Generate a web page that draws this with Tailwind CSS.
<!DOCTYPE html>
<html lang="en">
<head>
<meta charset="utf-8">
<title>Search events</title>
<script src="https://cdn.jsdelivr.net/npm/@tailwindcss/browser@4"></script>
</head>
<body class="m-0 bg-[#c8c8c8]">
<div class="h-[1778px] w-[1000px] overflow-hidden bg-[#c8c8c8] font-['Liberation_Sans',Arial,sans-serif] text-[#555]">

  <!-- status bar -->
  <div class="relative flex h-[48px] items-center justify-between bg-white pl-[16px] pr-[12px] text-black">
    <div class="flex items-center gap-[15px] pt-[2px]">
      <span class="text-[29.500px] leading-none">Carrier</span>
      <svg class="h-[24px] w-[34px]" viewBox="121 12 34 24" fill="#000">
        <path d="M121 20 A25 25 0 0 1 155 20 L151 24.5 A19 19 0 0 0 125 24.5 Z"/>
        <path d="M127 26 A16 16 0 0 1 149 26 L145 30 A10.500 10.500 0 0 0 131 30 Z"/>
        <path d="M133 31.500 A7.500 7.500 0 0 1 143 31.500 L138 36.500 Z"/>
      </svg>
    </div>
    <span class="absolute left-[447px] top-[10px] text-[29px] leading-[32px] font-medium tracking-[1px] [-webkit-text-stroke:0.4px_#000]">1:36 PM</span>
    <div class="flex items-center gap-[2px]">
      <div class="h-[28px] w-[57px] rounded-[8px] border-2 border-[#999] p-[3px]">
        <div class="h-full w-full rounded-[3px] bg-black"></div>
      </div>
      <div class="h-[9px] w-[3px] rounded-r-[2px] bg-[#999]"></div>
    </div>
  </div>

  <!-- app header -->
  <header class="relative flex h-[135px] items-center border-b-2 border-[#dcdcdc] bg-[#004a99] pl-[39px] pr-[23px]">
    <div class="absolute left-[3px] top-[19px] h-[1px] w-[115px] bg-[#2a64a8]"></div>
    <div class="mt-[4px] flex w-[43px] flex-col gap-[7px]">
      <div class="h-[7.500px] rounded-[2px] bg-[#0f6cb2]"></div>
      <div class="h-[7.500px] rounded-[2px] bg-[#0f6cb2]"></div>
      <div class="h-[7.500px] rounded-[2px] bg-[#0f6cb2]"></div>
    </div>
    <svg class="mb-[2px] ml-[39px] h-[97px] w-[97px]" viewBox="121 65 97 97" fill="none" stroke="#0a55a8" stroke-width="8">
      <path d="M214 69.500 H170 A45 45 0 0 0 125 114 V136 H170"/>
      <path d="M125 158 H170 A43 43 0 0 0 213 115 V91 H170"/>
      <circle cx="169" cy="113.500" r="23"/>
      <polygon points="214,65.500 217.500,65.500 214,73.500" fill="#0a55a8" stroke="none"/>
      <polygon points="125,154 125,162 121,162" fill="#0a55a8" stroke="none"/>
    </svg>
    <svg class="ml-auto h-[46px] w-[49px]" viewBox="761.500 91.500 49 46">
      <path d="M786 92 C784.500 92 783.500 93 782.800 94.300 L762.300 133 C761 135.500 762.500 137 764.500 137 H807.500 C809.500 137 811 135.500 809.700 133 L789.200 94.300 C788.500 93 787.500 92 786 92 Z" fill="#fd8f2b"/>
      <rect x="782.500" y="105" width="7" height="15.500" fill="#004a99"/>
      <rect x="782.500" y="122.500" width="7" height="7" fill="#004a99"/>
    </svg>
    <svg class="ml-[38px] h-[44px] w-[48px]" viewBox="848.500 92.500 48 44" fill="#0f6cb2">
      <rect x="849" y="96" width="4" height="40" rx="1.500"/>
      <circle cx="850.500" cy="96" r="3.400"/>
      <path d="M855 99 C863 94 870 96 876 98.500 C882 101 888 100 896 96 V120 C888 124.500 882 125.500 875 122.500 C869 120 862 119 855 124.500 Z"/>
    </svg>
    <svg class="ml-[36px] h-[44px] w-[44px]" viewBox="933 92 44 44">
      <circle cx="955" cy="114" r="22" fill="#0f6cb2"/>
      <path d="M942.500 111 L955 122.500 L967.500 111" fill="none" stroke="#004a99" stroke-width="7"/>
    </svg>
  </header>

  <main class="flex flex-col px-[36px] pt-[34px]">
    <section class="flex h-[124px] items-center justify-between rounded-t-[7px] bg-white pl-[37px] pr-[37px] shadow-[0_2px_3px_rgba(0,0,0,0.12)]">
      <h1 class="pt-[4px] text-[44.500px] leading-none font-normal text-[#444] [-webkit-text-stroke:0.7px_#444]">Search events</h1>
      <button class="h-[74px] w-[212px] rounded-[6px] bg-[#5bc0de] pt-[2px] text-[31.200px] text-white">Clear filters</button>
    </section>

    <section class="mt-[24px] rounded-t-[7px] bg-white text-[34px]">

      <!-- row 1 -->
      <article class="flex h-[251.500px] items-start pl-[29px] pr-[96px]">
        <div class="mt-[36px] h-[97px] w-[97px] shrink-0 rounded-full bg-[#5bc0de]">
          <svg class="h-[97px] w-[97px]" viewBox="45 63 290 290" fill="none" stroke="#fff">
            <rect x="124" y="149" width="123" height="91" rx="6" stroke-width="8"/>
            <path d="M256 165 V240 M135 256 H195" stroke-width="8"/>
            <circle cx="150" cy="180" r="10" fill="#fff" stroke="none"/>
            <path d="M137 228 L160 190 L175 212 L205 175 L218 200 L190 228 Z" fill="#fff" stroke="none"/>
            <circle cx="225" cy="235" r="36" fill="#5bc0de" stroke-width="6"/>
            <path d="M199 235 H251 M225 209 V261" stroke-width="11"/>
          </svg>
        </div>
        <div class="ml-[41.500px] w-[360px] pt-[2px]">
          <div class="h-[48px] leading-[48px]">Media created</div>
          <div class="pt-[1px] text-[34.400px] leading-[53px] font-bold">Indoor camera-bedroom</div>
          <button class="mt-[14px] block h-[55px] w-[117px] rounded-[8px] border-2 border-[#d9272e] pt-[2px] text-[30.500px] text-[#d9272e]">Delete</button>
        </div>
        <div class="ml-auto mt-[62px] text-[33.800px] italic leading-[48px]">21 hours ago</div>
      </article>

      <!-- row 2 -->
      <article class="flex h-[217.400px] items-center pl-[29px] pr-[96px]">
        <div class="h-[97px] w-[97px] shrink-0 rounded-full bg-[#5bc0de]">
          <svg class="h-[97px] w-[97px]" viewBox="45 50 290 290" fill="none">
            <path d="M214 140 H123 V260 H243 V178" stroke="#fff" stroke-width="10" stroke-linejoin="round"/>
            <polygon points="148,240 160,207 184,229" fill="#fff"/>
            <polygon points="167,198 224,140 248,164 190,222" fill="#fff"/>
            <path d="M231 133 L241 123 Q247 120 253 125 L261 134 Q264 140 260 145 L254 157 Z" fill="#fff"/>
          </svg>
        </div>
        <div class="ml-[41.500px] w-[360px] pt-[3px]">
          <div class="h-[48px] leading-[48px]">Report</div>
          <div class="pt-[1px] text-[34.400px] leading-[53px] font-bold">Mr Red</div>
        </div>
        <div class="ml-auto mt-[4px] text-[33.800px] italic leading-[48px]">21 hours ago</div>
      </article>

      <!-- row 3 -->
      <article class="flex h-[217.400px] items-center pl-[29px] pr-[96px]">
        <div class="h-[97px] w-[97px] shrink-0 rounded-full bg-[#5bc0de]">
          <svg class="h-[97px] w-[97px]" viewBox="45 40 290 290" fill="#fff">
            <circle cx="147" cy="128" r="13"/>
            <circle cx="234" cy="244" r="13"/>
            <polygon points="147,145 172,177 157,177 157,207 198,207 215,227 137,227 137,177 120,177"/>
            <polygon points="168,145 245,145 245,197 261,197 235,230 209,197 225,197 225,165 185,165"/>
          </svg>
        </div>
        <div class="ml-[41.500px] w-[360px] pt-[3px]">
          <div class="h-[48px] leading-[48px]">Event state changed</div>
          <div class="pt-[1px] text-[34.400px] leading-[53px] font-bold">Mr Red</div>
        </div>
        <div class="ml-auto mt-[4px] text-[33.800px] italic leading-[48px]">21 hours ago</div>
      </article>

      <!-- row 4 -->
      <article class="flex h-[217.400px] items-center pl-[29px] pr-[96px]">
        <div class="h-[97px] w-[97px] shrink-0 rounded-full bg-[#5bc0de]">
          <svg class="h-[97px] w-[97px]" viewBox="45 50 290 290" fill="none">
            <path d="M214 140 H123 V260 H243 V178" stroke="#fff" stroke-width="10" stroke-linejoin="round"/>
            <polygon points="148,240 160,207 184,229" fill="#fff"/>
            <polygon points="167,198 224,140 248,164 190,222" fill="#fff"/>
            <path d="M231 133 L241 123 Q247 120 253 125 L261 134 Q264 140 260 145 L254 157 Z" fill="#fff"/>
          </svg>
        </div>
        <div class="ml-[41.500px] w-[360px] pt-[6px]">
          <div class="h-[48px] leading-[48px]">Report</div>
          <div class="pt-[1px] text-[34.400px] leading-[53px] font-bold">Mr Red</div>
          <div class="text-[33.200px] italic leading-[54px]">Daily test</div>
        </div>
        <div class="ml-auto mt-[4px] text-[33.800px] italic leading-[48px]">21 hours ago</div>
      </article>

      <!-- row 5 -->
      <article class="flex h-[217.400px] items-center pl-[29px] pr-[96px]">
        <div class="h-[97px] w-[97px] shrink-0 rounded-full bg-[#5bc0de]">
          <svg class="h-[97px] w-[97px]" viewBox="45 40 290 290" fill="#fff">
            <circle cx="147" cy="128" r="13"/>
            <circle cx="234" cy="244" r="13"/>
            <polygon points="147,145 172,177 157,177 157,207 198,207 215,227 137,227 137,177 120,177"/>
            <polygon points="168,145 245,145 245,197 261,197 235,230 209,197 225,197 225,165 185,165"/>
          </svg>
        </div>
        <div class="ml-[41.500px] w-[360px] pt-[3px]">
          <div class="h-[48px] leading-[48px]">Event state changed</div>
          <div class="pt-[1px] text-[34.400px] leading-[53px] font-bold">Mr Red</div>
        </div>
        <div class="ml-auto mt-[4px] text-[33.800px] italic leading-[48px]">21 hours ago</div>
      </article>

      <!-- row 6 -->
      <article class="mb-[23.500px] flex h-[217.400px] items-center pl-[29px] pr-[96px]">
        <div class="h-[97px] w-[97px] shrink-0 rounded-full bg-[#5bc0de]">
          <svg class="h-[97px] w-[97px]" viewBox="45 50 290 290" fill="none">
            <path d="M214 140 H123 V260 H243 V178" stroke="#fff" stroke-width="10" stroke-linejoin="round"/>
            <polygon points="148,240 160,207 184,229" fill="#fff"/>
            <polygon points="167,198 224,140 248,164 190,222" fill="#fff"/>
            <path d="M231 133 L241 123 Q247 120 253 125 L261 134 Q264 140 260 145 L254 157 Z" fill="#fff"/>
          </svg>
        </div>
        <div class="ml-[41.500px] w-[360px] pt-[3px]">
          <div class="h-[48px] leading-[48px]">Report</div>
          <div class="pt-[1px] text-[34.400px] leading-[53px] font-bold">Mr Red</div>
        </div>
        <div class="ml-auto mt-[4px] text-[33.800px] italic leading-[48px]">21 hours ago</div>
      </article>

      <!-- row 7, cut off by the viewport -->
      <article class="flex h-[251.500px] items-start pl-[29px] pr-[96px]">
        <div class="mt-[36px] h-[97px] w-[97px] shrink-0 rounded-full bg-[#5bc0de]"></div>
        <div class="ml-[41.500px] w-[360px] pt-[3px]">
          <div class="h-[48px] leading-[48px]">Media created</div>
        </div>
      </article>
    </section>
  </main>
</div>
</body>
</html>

------------

Problem description »
Only the lines from the top of the data through the line that contains "w-[1000px] overflow-hidden bg-[#c8c8c8]" should be quoted, exactly as they stand.

Exercise response »
Generate a web page that draws this with Tailwind CSS.
<!DOCTYPE html>
<html lang="en">
<head>
<meta charset="utf-8">
<title>Search events</title>
<script src="https://cdn.jsdelivr.net/npm/@tailwindcss/browser@4"></script>
</head>
<body class="m-0 bg-[#c8c8c8]">
<div class="h-[1778px] w-[1000px] overflow-hidden bg-[#c8c8c8] font-['Liberation_Sans',Arial,sans-serif] text-[#555]">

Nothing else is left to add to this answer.